The art of Akhenaten’s period represented a fashion of alienation and art of the counter culture. It can easily be contrasted to the art of the new kingdom before the Eighteenth Dynasty. When Akhenaten and his wife Nefertiti created this new empire, they changed tradition, however more importantly they changed the style of the art. Together they were ale to redefine their art by giving it a new purpose, as well as the art of the counter culture.
The Art of the New kingdom was all about propaganda and a focus on the empire, and when Akhenaten came into power, he reformed the art to relate to Aton, his one and only god, and his life. The Egyptian style of art of the New Kingdom, before Akhenaten’s period, had many rules much different from the ones Akhenaten created. Everyone in the New Kingdom was aware of these rules. These rules consisted of (but were not limited to): statues having hands on their knees when seated or the men having to be painted darker and/or larger than the women.
During this period, the regulations usually stayed the same, mostly because no one wanted anything different and there was no resistance of the current policies. This art was considered to be beautiful from the beginning until the end of this time period. For thousands of years no one ever had a problem with Akhenaten’s? art or the traditions followed until the Eighteenth Dynasty, when Akhenaten came to power. He did not want to bow down to G-ds of the moon or of death because the only G-d he believed in was Aton, the G-d of the sun (Gombrich 41).

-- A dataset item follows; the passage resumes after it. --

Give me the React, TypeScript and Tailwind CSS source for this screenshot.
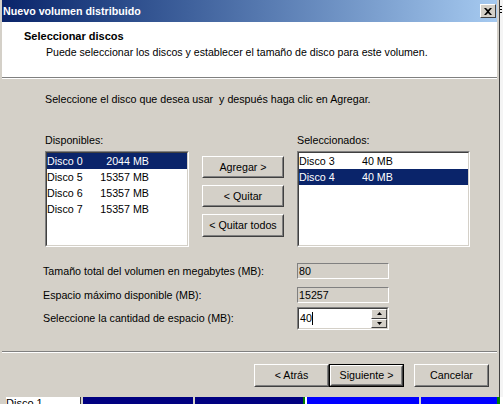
const font = { fontFamily: '"Liberation Sans", Arial, sans-serif' }

const available = [
  { name: "Disco 0", size: "2044 MB", selected: true },
  { name: "Disco 5", size: "15357 MB" },
  { name: "Disco 6", size: "15357 MB" },
  { name: "Disco 7", size: "15357 MB" },
]

const chosen = [
  { name: "Disco 3", size: "40 MB" },
  { name: "Disco 4", size: "40 MB", selected: true },
]

function Sunken({ className, children }: { className?: string; children?: React.ReactNode }) {
  return (
    <div className={`border border-t-[#808080] border-l-[#808080] border-b-white border-r-white ${className ?? ""}`}>
      <div className="h-full border border-t-[#404040] border-l-[#404040] border-b-[#d4d0c8] border-r-[#d4d0c8] bg-white">
        {children}
      </div>
    </div>
  )
}

function Button({ label, className, isDefault }: { label: string; className?: string; isDefault?: boolean }) {
  const inner = (
    <div className="h-full border border-t-white border-l-white border-b-[#404040] border-r-[#404040]">
      <div className="h-full flex items-center justify-center border border-t-[#d4d0c8] border-l-[#d4d0c8] border-b-[#808080] border-r-[#808080] text-[10.7px] text-black whitespace-nowrap">
        {label}
      </div>
    </div>
  )
  if (isDefault) {
    return <div className={`border border-black ${className ?? ""}`}>{inner}</div>
  }
  return <div className={className}>{inner}</div>
}

export default function App() {
  return (
    <div className="w-[503px] h-[404px] overflow-hidden flex flex-col bg-white" style={font}>
      <div className="flex h-[397px]">
        {/* window */}
        <div className="w-[500px] h-[398px] flex flex-col bg-[#d4d0c8] pl-[2px] pr-[2px] border-r border-b border-[#404040]">
          {/* title bar */}
          <div className="h-[22px] shrink-0 flex items-center justify-between pl-[1px] pr-[1px] bg-gradient-to-r from-[#0a246a] to-[#a6caf0]">
            <span className="text-[10.7px] font-bold text-white leading-none">Nuevo volumen distribuido</span>
            <div className="w-[16px] h-[14px] border border-t-white border-l-white border-b-[#404040] border-r-[#404040] bg-[#d4d0c8] flex items-center justify-center">
              <svg width="8" height="7" viewBox="0 0 8 7">
                <path d="M0 0h2l2 2 2-2h2L5 3.5 8 7H6L4 5 2 7H0l3-3.5z" fill="black" />
              </svg>
            </div>
          </div>

          {/* header */}
          <div className="h-[55px] shrink-0 bg-white pt-[8px] text-black">
            <div className="pl-[22px] text-[11px] font-bold leading-[13px]">Seleccionar discos</div>
            <div className="pl-[44px] mt-[3px] text-[10.6px] leading-[13px]">
              Puede seleccionar los discos y establecer el tamaño de disco para este volumen.
            </div>
          </div>
          <div className="h-[2px] shrink-0 border-t border-b border-t-[#808080] border-b-white" />

          {/* body */}
          <div className="h-[272px] shrink-0 pl-[43px] pt-[14px] text-[10.7px] leading-[13px] text-black">
            <div>Seleccione el disco que desea usar &nbsp;y después haga clic en Agregar.</div>

            <div className="flex mt-[28px]">
              <div className="w-[144px]">
                <div>Disponibles:</div>
                <Sunken className="mt-[4px] h-[96px]">
                  {available.map((d) => (
                    <div
                      key={d.name}
                      className={`flex h-[16px] items-center whitespace-nowrap ${d.selected ? "bg-[#0a246a] text-white" : ""}`}
                    >
                      <span className="w-[50px]">{d.name}</span>
                      <span className="w-[52px] text-right">{d.size}</span>
                    </div>
                  ))}
                </Sunken>
              </div>

              <div className="ml-[13px] pt-[22px] flex flex-col gap-[7px]">
                <Button label="Agregar >" className="w-[82px] h-[22px]" />
                <Button label="< Quitar" className="w-[82px] h-[22px]" />
                <Button label="< Quitar todos" className="w-[82px] h-[23px]" />
              </div>

              <div className="ml-[13px] w-[173px]">
                <div>Seleccionados:</div>
                <Sunken className="mt-[4px] h-[96px]">
                  {chosen.map((d) => (
                    <div
                      key={d.name}
                      className={`flex h-[16px] items-center whitespace-nowrap ${d.selected ? "bg-[#0a246a] text-white" : ""}`}
                    >
                      <span className="w-[63px]">{d.name}</span>
                      <span>{d.size}</span>
                    </div>
                  ))}
                </Sunken>
              </div>
            </div>

            {/* fields */}
            <div className="-ml-[2px] mt-[16px] flex flex-col">
              <div className="flex items-center h-[16px]">
                <span className="w-[254px]">Tamaño total del volumen en megabytes (MB):</span>
                <div className="w-[92px] h-[16px] border border-t-[#808080] border-l-[#808080] border-b-white border-r-white pl-[1px] flex items-center">
                  80
                </div>
              </div>
              <div className="flex items-center h-[16px] mt-[8px]">
                <span className="w-[254px]">Espacio máximo disponible (MB):</span>
                <div className="w-[92px] h-[16px] border border-t-[#808080] border-l-[#808080] border-b-white border-r-white pl-[1px] flex items-center">
                  15257
                </div>
              </div>
              <div className="flex items-center h-[23px] mt-[4px]">
                <span className="w-[254px]">Seleccione la cantidad de espacio (MB):</span>
                <Sunken className="w-[92px] h-[23px]">
                  <div className="h-full flex items-center">
                    <span className="pl-[1px]">40</span>
                    <span className="w-[1px] h-[13px] bg-black" />
                    <div className="ml-auto h-full flex flex-col">
                      {["up", "down"].map((dir) => (
                        <div
                          key={dir}
                          className="w-[16px] h-[10px] flex-1 flex items-center justify-center bg-[#d4d0c8] border border-t-white border-l-white border-b-[#404040] border-r-[#404040]"
                        >
                          <svg width="5" height="3" viewBox="0 0 5 3">
                            {dir === "up" ? (
                              <path d="M2.5 0L5 3H0z" fill="black" />
                            ) : (
                              <path d="M0 0h5L2.5 3z" fill="black" />
                            )}
                          </svg>
                        </div>
                      ))}
                    </div>
                  </div>
                </Sunken>
              </div>
            </div>
          </div>

          <div className="h-[2px] shrink-0 border-t border-b border-t-[#808080] border-b-white" />

          {/* footer */}
          <div className="flex-1 flex items-start justify-end pt-[11px] pr-[8px]">
            <Button label="< Atrás" className="w-[75px] h-[23px]" />
            <Button label="Siguiente >" className="w-[75px] h-[23px]" isDefault />
            <Button label="Cancelar" className="w-[75px] h-[23px] ml-[10px]" />
          </div>
        </div>

        {/* sliver of window behind */}
        <div className="flex-1 flex flex-col bg-[#f4f4f4]">
          <div className="mt-[6px] h-[1px] w-[2px] bg-black" />
          <div className="mt-[2px] h-[1px] w-[2px] bg-black" />
          <div className="mt-[2px] h-[1px] w-[2px] bg-black" />
        </div>
      </div>

      {/* strip of the disk map under the dialog */}
      <div className="flex-1 flex bg-[#d4d0c8]">
        <div className="w-[6px] bg-[#d4d0c8]" />
        <div className="w-[74px] bg-white text-[11px] leading-[12px] text-black overflow-hidden whitespace-nowrap">Disco 1</div>
        <div className="w-[1px] bg-[#404040]" />
        <div className="w-[2px]" />
        <div className="w-[110px] bg-[#000080]" />
        <div className="w-[2px]" />
        <div className="w-[108px] bg-[#000080]" />
        <div className="w-[2px] bg-[#008000]" />
        <div className="w-[2px] bg-white" />
        <div className="w-[112px] bg-[#0000ff]" />
        <div className="w-[2px]" />
        <div className="w-[76px] bg-[#0000ff]" />
        <div className="w-[3px] bg-[#008000]" />
        <div className="flex-1 bg-white" />
      </div>
    </div>
  )
}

This determined the beginning of the counter culture. Akhenaten broke from tradition and started his own empire in a place called El-Amarna. Akhenaten’s goal was to completely reform the religion of Egypt, and changing the religion meant changing traditions, which led to changing the art (Sporre 60). In many stories in history, there seems to be some form of rebel or protest and this is what is shown from the development of Akhenaten’s empire. He did not agree with the laws enforced, nor did he want to pray to a G-d he did not believe in.
He cannot really, however, be blamed for wanting to reform. He took his ideas and beliefs and brought them to a new town and created his own culture. Akhenaten went out there, created a cult of the sun and dedicated all of his art and architecture towards it. Previously, the art of the New Kingdom had rules and styles that had to be abided by but Akhenaten disobeyed theses rules and made his art more realistic. It is said that the art that Akhenaten had started creating must have shocked the Egyptians of the New Kingdom because of how different they were from the usual art.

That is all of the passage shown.